On November 5, 31 Bahrainis were deprived of their citizenship arbitrarily, without notice and without judicial process, contrary to customary international law. Article 13 of the Universal Declaration of Human Rights says that everyone has the right to a nationality and no-one shall be arbitrarily deprived of his nationality.
The victims can appeal these decision, but there is no point. The king has absolute power to grant or rescind citizenship, and the courts wouldn’t dream of overturning his decisions.
No wonder that hundreds of Bahrainis demonstrate against the government every day. Even after a total ban on meetings they continue to turn out after Friday prayers. The ruling family’s assault on the rights of the people provokes their hatred, and they are calling for regime change. The ancestors of the royal family came from Zebara in the 18th century, so the chant on the streets is
Your visit is finished – go back to Zebara
In Arabic it rhymes:
Intahat Ziyara, Oodoo illa Zebara
The US State Department repeat their call to the government of Bahrain to create a climate that is conducive to reconciliation, to meaningful dialogue, to reform, to bring peaceful change.
Britain also calls for peaceful dialogue, but many of the leaders of the opposition are serving life sentences in prison, among them Hassan Mushaima, leader of the Haq movement and Abduljalil al-Singace, the head of its human rights bureau; Abdulhadi al-Khawaja, a leading human rights activist.
Nabeel Rajab, head of the Bahrain Center for Human Rights, is imprisoned for three years for a remark he made on Twitter.
The Bassiouni Commission, which examined hundreds of human rights abuses following the uprising that began in February 2011, recommended that political prisoners should be freed and compensated for the torture they suffered.
Prince Salman, the crown prince, gave the Foreign Secretary William Hague a personal commitment to an inclusive political dialogue. This can’t happen while most of opposition are behind bars.

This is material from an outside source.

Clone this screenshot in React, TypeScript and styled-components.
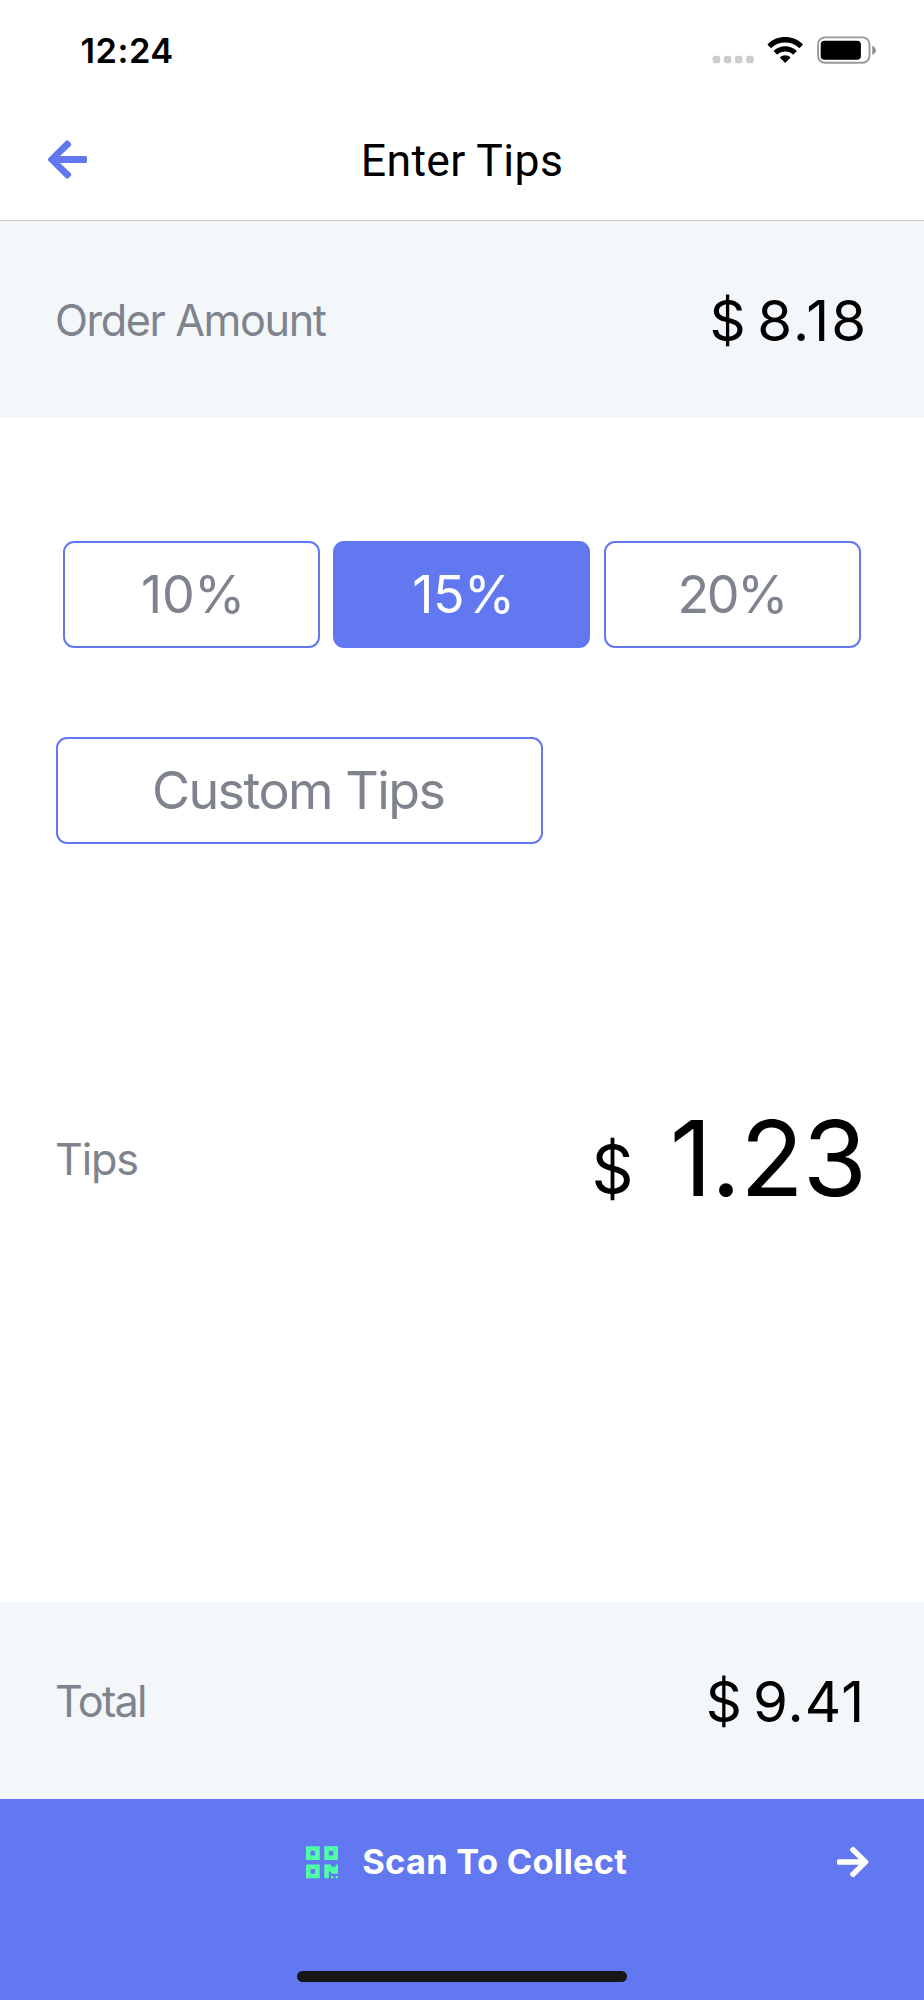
import React, { useState } from 'react';
import styled, { createGlobalStyle } from 'styled-components';
import { FaArrowLeft, FaArrowRight, FaQrcode } from 'react-icons/fa';

const BLUE = '#6178f1';
const GREY = '#7f838e';
const PANEL = '#f3f7fa';

const GlobalStyle = createGlobalStyle`
  * { box-sizing: border-box; }
  body {
    margin: 0;
    background: #fff;
    color: #000;
    font-family: Inter, "Liberation Sans", sans-serif;
  }
  button { font: inherit; color: inherit; background: none; border: 0; padding: 0; }
`;

const Screen = styled.div`
  display: flex;
  flex-direction: column;
  width: 924px;
  height: 2000px;
  overflow: hidden;
`;

const StatusBar = styled.div`
  display: flex;
  justify-content: space-between;
  align-items: center;
  height: 101px;
  padding: 0 48px 0 80.5px;
`;

const Clock = styled.span`
  font-size: 34.4px;
  font-weight: 600;
  letter-spacing: 0.49px;
`;

const StatusIcons = styled.svg`
  display: block;
  width: 164px;
  height: 28px;
  margin-top: -1px;
`;

const Header = styled.header`
  display: grid;
  grid-template-columns: 100px 1fr 100px;
  align-items: center;
  height: 120px;
  padding-bottom: 2px;
  border-bottom: 1px solid #c1c1c6;
`;

const BackButton = styled.button`
  display: flex;
  padding-left: 47.6px;
  color: ${BLUE};

  svg { width: 39.4px; height: 45px; }
`;

const Title = styled.h1`
  margin: 0;
  padding-top: 2px;
  font: 400 44.5px Roboto, sans-serif;
  letter-spacing: 0.39px;
  text-align: center;
`;

const AmountRow = styled.section<{ $height: number; $fill?: string }>`
  display: flex;
  justify-content: space-between;
  align-items: center;
  height: ${p => p.$height}px;
  padding-left: 55px;
  background: ${p => p.$fill ?? 'transparent'};
`;

const Label = styled.span<{ $tracking: number }>`
  color: ${GREY};
  font-size: 43.2px;
  letter-spacing: ${p => p.$tracking}px;
`;

const Money = styled.div<{ $gap: number; $right: number }>`
  display: flex;
  align-items: center;
  gap: ${p => p.$gap}px;
  padding-right: ${p => p.$right}px;
`;

const Figure = styled.span<{ $size: number; $tracking?: number; $drop?: number }>`
  font-size: ${p => p.$size}px;
  line-height: 1.2;
  letter-spacing: ${p => p.$tracking ?? 0}px;
  padding-top: ${p => p.$drop ?? 0}px;
`;

const Choices = styled.main`
  display: flex;
  flex-direction: column;
  align-items: flex-start;
  gap: 89px;
  height: 590px;
  padding: 123px 56px 0;
`;

const Presets = styled.div`
  display: flex;
  gap: 13.7px;
  padding-left: 6.6px;
`;

const TipButton = styled.button<{ $width: number; $tracking: number; $indent?: number; $active?: boolean }>`
  width: ${p => p.$width}px;
  height: 107px;
  border: 2px solid ${BLUE};
  border-radius: 11px;
  background: ${p => (p.$active ? BLUE : '#fff')};
  color: ${p => (p.$active ? '#fff' : GREY)};
  font-size: 52px;
  line-height: 1;
  letter-spacing: ${p => p.$tracking}px;
  text-indent: ${p => p.$indent ?? 0}px;
`;

const Spacer = styled.div`
  flex: 1;
`;

const Footer = styled.footer`
  display: flex;
  flex-direction: column;
  align-items: center;
  justify-content: space-between;
  height: 201px;
  padding-bottom: 18px;
  background: ${BLUE};
`;

const CollectButton = styled.button`
  display: flex;
  align-items: center;
  width: 100%;
  height: 125px;
  padding: 0 55.5px 0 306.4px;
  color: #fff;
`;

const QrIcon = styled(FaQrcode)`
  width: 32px;
  height: 36.5px;
  margin-top: 1px;
  color: #4effa5;
`;

const CollectText = styled.span`
  margin-left: 23.9px;
  font-size: 34.4px;
  font-weight: 700;
  letter-spacing: 0.29px;
`;

const NextIcon = styled(FaArrowRight)`
  width: 31.5px;
  height: 36px;
  margin-left: auto;
`;

const HomeIndicator = styled.div`
  width: 330px;
  height: 11px;
  border-radius: 6px;
  background: #161616;
`;

const presets = [
  { label: '10%', tracking: -0.33, indent: 4 },
  { label: '15%', tracking: -0.5, indent: 3.5 },
  { label: '20%', tracking: -2.4, indent: -1.5 },
];

export default function App() {
  const [selected, setSelected] = useState('15%');

  return (
    <Screen>
      <GlobalStyle />
      <StatusBar>
        <Clock>12:24</Clock>
        <StatusIcons viewBox="712 36 164 28">
          <g fill="#cccccc">
            <rect x="712.7" y="55.8" width="7.5" height="7.5" rx="2.4" />
            <rect x="723.8" y="55.8" width="7.5" height="7.5" rx="2.4" />
            <rect x="735" y="55.8" width="7.5" height="7.5" rx="2.4" />
            <rect x="746.2" y="55.8" width="7.5" height="7.5" rx="2.4" />
          </g>
          <path d="M785.2 37 C778.5 37 772.3 39.6 767.8 44.1 Q767.4 44.6 767.8 45.1 L770.5 47.8 Q771 48.2 771.5 47.8 C775.2 44.4 780 42.5 785.2 42.5 C790.4 42.5 795.2 44.4 798.9 47.8 Q799.4 48.2 799.9 47.8 L802.6 45.1 Q803 44.6 802.6 44.1 C798.1 39.6 791.9 37 785.2 37 Z" />
          <path d="M785.2 46.2 C780.9 46.2 776.9 47.9 774 50.6 Q773.5 51.1 774 51.6 L776.7 54.3 Q777.2 54.7 777.7 54.3 C779.7 52.6 782.3 51.6 785.2 51.6 C788.1 51.6 790.7 52.6 792.7 54.3 Q793.2 54.7 793.7 54.3 L796.4 51.6 Q796.9 51.1 796.4 50.6 C793.5 47.9 789.5 46.2 785.2 46.2 Z" />
          <path d="M785.2 55.2 C783.3 55.2 781.6 55.9 780.3 57 Q779.8 57.5 780.3 58 L784.7 62.5 Q785.2 63 785.7 62.5 L790.1 58 Q790.6 57.5 790.1 57 C788.8 55.9 787.1 55.2 785.2 55.2 Z" />
          <rect x="818" y="37.4" width="51.5" height="25.4" rx="7" fill="none" stroke="#9a9a9a" strokeWidth="1.9" />
          <rect x="820.7" y="40.8" width="40.2" height="19" rx="3.8" />
          <path d="M872.3 45.8 C874.6 46.8 875.8 48.4 875.8 50.3 C875.8 52.2 874.6 53.9 872.3 54.9 Z" fill="#8c8c8c" />
        </StatusIcons>
      </StatusBar>

      <Header>
        <BackButton aria-label="Back"><FaArrowLeft /></BackButton>
        <Title>Enter Tips</Title>
      </Header>

      <AmountRow $height={197} $fill={PANEL}>
        <Label $tracking={-1.4}>Order Amount</Label>
        <Money $gap={11.6} $right={55.9}>
          <Figure $size={56.4} $drop={2}>$</Figure>
          <Figure $size={56.4} $drop={2} $tracking={2}>8.18</Figure>
        </Money>
      </AmountRow>

      <Choices>
        <Presets>
          {presets.map(p => (
            <TipButton
              key={p.label}
              $width={257}
              $tracking={p.tracking}
              $indent={p.indent}
              $active={p.label === selected}
              onClick={() => setSelected(p.label)}
            >
              {p.label}
            </TipButton>
          ))}
        </Presets>
        <TipButton $width={487} $tracking={-1.55} $indent={-2.6}>Custom Tips</TipButton>
      </Choices>

      <AmountRow $height={301}>
        <Label $tracking={-1.16}>Tips</Label>
        <Money $gap={36.2} $right={58}>
          <Figure $size={65.5} $drop={24}>$</Figure>
          <Figure $size={104} $tracking={-0.9}>1.23</Figure>
        </Money>
      </AmountRow>

      <Spacer />

      <AmountRow $height={197} $fill={PANEL}>
        <Label $tracking={-1.75}>Total</Label>
        <Money $gap={11} $right={58.8}>
          <Figure $size={56.4} $drop={2}>$</Figure>
          <Figure $size={56.4} $drop={2} $tracking={1.06}>9.41</Figure>
        </Money>
      </AmountRow>

      <Footer>
        <CollectButton>
          <QrIcon />
          <CollectText>Scan To Collect</CollectText>
          <NextIcon />
        </CollectButton>
        <HomeIndicator />
      </Footer>
    </Screen>
  );
}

Now the provocative and unlawful deprivation of these people’s citizenship, with the threat of more to come, makes it harder than ever to start a dialogue.
Our Government needs to tell the hereditary autocrats of Bahrain that the long-term peace and stability of Bahrain can’t be achieved by killing, torturing and arbitrarily imprisoning human rights and political activists.
Bahrain and the other Gulf monarchies need fundamental reforms that transfer power from permanent autocrats to the people, as in Tunisia, Libya, Egypt and soon we hope, Syria.
Britain should line itself up with the future, and not with anachronistic family oligarchies.